Goal
Copy every line from the data below in which the string "styles" can be found.

Records for the exercise

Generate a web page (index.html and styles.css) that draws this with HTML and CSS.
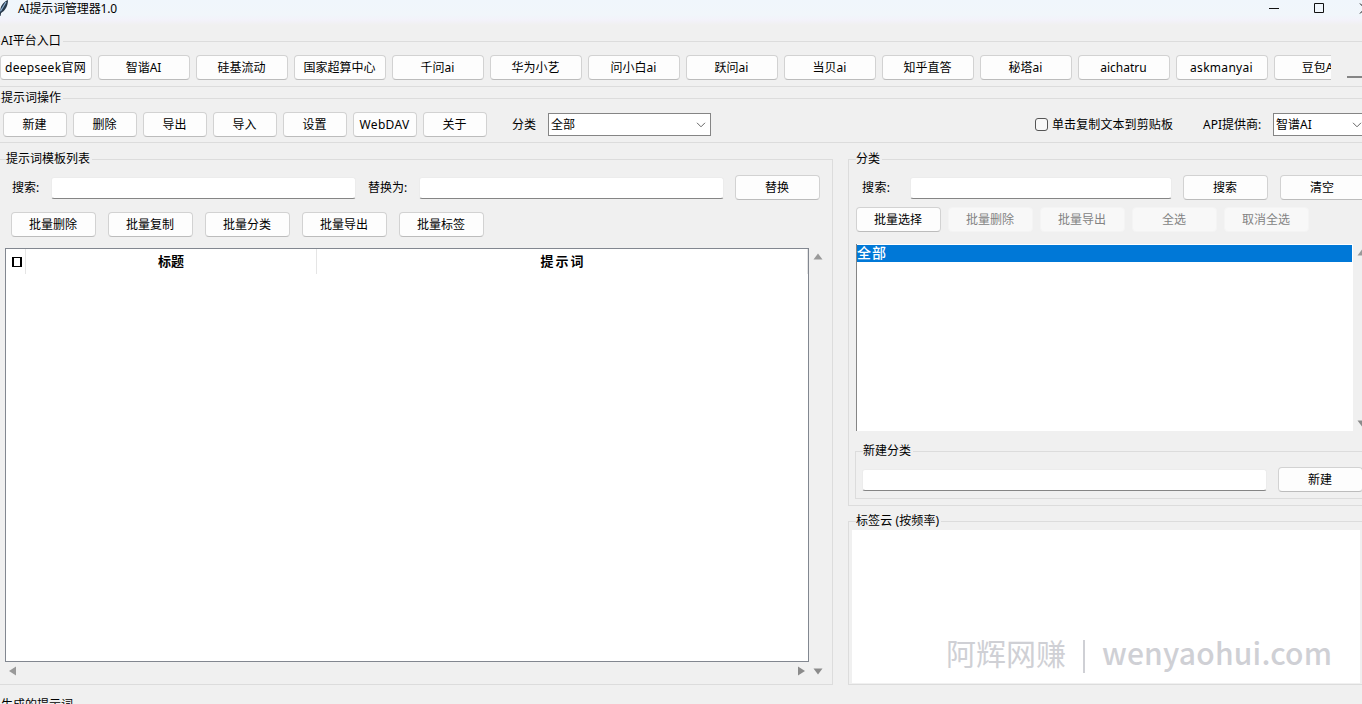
...
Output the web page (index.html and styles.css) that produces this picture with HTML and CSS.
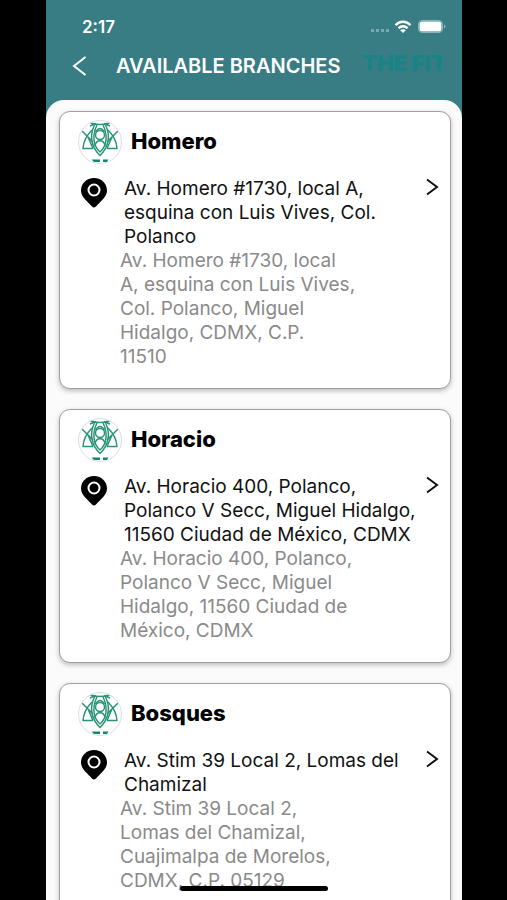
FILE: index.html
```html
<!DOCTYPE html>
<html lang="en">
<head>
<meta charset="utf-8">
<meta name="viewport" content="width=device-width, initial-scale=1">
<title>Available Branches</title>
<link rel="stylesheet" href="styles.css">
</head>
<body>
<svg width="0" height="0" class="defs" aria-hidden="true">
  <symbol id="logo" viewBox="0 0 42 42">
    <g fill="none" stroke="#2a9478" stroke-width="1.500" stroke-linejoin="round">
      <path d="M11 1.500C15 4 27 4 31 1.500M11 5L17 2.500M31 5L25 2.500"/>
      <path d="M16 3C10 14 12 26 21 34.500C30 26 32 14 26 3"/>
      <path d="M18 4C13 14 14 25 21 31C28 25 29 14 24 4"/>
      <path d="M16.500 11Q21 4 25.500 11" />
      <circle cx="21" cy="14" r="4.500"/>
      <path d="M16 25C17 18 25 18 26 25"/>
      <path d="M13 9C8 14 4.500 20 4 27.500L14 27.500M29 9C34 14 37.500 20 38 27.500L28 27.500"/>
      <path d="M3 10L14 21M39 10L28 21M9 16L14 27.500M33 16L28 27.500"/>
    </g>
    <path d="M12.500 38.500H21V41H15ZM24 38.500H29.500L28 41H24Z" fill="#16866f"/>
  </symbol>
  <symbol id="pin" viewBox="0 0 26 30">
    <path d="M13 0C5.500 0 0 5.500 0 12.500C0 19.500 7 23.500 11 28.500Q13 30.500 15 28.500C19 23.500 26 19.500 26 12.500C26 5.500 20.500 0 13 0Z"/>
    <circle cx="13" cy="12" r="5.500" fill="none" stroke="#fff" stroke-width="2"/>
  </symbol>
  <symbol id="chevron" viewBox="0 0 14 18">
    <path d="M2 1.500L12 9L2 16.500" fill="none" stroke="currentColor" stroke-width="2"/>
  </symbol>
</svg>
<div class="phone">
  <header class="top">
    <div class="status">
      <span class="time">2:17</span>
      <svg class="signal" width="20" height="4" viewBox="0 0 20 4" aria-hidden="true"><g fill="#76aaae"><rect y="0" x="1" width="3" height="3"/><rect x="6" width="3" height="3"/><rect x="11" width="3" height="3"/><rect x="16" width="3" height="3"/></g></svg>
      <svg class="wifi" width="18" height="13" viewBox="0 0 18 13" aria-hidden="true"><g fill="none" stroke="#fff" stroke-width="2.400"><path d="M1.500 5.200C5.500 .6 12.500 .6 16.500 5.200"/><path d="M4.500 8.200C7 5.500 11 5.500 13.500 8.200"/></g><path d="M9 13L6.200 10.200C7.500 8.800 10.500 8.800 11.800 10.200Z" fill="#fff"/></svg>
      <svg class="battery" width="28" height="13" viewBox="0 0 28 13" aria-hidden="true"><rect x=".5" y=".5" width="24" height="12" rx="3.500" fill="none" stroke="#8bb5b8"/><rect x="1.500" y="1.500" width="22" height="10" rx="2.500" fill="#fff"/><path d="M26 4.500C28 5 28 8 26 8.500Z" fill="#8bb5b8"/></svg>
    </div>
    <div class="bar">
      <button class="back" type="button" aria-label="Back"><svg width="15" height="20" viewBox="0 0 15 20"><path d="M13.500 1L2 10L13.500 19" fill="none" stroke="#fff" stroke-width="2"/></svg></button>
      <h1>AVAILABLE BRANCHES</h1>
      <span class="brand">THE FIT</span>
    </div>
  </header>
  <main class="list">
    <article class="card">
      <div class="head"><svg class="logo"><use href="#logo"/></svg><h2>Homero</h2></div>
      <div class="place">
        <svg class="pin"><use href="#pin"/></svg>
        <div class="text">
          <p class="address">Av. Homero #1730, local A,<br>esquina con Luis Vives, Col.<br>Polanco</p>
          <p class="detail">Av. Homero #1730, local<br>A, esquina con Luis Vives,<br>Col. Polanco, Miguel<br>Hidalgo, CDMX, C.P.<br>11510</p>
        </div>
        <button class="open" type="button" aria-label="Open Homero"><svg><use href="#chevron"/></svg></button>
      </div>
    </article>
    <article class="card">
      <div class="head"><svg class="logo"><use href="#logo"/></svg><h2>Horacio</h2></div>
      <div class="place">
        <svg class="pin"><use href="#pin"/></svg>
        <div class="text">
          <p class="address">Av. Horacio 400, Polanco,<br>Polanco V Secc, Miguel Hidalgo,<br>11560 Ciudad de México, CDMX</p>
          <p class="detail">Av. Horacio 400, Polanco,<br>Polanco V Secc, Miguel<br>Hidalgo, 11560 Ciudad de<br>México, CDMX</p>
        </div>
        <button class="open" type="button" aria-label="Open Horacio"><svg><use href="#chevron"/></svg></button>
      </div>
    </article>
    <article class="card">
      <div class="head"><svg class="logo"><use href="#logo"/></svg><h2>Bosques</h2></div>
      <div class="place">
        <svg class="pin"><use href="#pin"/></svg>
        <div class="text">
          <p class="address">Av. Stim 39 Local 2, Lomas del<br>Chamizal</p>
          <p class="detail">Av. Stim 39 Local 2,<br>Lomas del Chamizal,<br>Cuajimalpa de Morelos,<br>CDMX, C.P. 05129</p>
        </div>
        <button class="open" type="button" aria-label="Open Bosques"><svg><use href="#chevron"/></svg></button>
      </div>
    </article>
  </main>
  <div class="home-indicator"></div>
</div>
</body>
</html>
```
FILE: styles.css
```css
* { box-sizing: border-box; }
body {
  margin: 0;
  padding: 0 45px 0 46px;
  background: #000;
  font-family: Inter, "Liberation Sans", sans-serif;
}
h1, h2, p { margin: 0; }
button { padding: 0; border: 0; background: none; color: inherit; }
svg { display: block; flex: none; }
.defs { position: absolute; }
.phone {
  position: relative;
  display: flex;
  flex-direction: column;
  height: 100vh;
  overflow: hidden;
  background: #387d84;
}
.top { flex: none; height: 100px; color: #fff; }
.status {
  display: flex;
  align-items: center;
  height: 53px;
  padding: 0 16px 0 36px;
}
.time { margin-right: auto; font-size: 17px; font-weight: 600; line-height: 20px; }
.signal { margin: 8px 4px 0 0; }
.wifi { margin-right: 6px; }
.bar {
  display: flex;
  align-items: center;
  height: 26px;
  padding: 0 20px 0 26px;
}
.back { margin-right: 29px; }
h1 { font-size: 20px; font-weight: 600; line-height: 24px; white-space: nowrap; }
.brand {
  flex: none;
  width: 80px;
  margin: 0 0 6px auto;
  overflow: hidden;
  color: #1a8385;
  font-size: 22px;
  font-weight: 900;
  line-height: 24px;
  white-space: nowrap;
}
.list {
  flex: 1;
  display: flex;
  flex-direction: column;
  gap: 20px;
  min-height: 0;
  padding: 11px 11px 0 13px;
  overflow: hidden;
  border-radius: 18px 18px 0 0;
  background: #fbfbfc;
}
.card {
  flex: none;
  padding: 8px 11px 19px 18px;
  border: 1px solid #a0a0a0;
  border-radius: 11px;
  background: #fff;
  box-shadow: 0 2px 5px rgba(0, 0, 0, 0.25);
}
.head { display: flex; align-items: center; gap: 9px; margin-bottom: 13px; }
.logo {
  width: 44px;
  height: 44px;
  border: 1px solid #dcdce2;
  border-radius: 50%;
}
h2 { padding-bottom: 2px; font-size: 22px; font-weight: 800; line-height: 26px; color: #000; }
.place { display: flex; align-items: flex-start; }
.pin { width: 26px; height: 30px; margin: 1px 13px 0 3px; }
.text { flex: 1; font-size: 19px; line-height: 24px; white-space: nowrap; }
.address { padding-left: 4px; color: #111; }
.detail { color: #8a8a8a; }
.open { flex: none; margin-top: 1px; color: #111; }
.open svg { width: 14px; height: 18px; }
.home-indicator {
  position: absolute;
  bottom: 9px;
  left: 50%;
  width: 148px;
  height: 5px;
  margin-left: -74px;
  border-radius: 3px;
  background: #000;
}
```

Result of the task
Generate a web page (index.html and styles.css) that draws this with HTML and CSS.
Output the web page (index.html and styles.css) that produces this picture with HTML and CSS.
<link rel="stylesheet" href="styles.css">
FILE: styles.css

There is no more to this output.